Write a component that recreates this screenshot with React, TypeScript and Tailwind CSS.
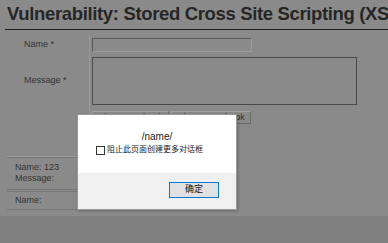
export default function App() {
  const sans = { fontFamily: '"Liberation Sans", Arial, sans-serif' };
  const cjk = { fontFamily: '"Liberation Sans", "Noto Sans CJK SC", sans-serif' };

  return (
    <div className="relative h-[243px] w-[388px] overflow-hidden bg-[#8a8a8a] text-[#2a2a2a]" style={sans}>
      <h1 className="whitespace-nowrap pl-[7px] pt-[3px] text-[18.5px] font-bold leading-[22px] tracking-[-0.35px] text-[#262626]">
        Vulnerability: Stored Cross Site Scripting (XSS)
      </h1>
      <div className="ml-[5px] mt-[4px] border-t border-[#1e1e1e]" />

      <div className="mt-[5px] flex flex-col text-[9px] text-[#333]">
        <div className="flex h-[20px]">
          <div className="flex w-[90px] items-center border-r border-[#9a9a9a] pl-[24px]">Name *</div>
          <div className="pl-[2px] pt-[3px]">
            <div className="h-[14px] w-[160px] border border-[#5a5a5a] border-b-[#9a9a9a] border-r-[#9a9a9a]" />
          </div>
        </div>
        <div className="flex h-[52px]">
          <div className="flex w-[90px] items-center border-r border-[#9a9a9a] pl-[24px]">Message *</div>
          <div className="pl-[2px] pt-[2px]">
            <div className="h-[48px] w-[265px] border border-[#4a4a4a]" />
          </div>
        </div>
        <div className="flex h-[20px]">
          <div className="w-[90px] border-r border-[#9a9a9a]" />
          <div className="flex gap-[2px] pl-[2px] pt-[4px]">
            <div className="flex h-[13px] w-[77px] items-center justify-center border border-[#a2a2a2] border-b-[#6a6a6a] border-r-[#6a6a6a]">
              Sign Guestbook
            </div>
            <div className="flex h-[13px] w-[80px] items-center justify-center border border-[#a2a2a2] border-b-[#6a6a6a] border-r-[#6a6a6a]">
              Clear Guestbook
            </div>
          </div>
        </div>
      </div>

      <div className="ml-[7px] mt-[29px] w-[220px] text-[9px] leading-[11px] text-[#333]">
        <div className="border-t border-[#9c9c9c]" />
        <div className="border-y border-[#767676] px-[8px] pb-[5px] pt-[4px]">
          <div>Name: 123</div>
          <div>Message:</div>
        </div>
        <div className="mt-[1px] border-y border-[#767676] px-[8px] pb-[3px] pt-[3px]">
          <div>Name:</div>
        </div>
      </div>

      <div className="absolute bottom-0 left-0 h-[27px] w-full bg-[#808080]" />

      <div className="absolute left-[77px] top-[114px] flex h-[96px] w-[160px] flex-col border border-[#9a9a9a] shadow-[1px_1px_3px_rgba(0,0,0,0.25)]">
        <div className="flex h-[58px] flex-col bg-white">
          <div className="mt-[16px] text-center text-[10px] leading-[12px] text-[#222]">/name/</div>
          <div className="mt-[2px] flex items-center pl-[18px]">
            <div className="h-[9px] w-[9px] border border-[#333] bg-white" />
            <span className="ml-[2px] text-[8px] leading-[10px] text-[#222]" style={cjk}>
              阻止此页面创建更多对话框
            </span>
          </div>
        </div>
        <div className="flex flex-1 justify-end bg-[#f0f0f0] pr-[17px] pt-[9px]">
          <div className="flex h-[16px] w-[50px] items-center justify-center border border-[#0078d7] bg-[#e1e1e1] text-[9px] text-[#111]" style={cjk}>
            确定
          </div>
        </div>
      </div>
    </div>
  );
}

Work instructions → Keep the pictures out of the copy and write out the data exactly as it stands.

Reply →
Write a component that recreates this screenshot with React, TypeScript and Tailwind CSS.
export default function App() {
  const sans = { fontFamily: '"Liberation Sans", Arial, sans-serif' };
  const cjk = { fontFamily: '"Liberation Sans", "Noto Sans CJK SC", sans-serif' };

  return (
    <div className="relative h-[243px] w-[388px] overflow-hidden bg-[#8a8a8a] text-[#2a2a2a]" style={sans}>
      <h1 className="whitespace-nowrap pl-[7px] pt-[3px] text-[18.5px] font-bold leading-[22px] tracking-[-0.35px] text-[#262626]">
        Vulnerability: Stored Cross Site Scripting (XSS)
      </h1>
      <div className="ml-[5px] mt-[4px] border-t border-[#1e1e1e]" />

      <div className="mt-[5px] flex flex-col text-[9px] text-[#333]">
        <div className="flex h-[20px]">
          <div className="flex w-[90px] items-center border-r border-[#9a9a9a] pl-[24px]">Name *</div>
          <div className="pl-[2px] pt-[3px]">
            <div className="h-[14px] w-[160px] border border-[#5a5a5a] border-b-[#9a9a9a] border-r-[#9a9a9a]" />
          </div>
        </div>
        <div className="flex h-[52px]">
          <div className="flex w-[90px] items-center border-r border-[#9a9a9a] pl-[24px]">Message *</div>
          <div className="pl-[2px] pt-[2px]">
            <div className="h-[48px] w-[265px] border border-[#4a4a4a]" />
          </div>
        </div>
        <div className="flex h-[20px]">
          <div className="w-[90px] border-r border-[#9a9a9a]" />
          <div className="flex gap-[2px] pl-[2px] pt-[4px]">
            <div className="flex h-[13px] w-[77px] items-center justify-center border border-[#a2a2a2] border-b-[#6a6a6a] border-r-[#6a6a6a]">
              Sign Guestbook
            </div>
            <div className="flex h-[13px] w-[80px] items-center justify-center border border-[#a2a2a2] border-b-[#6a6a6a] border-r-[#6a6a6a]">
              Clear Guestbook
            </div>
          </div>
        </div>
      </div>

      <div className="ml-[7px] mt-[29px] w-[220px] text-[9px] leading-[11px] text-[#333]">
        <div className="border-t border-[#9c9c9c]" />
        <div className="border-y border-[#767676] px-[8px] pb-[5px] pt-[4px]">
          <div>Name: 123</div>
          <div>Message:</div>
        </div>
        <div className="mt-[1px] border-y border-[#767676] px-[8px] pb-[3px] pt-[3px]">
          <div>Name:</div>
        </div>
      </div>

      <div className="absolute bottom-0 left-0 h-[27px] w-full bg-[#808080]" />

      <div className="absolute left-[77px] top-[114px] flex h-[96px] w-[160px] flex-col border border-[#9a9a9a] shadow-[1px_1px_3px_rgba(0,0,0,0.25)]">
        <div className="flex h-[58px] flex-col bg-white">
          <div className="mt-[16px] text-center text-[10px] leading-[12px] text-[#222]">/name/</div>
          <div className="mt-[2px] flex items-center pl-[18px]">
            <div className="h-[9px] w-[9px] border border-[#333] bg-white" />
            <span className="ml-[2px] text-[8px] leading-[10px] text-[#222]" style={cjk}>
              阻止此页面创建更多对话框
            </span>
          </div>
        </div>
        <div className="flex flex-1 justify-end bg-[#f0f0f0] pr-[17px] pt-[9px]">
          <div className="flex h-[16px] w-[50px] items-center justify-center border border-[#0078d7] bg-[#e1e1e1] text-[9px] text-[#111]" style={cjk}>
            确定
          </div>
        </div>
      </div>
    </div>
  );
}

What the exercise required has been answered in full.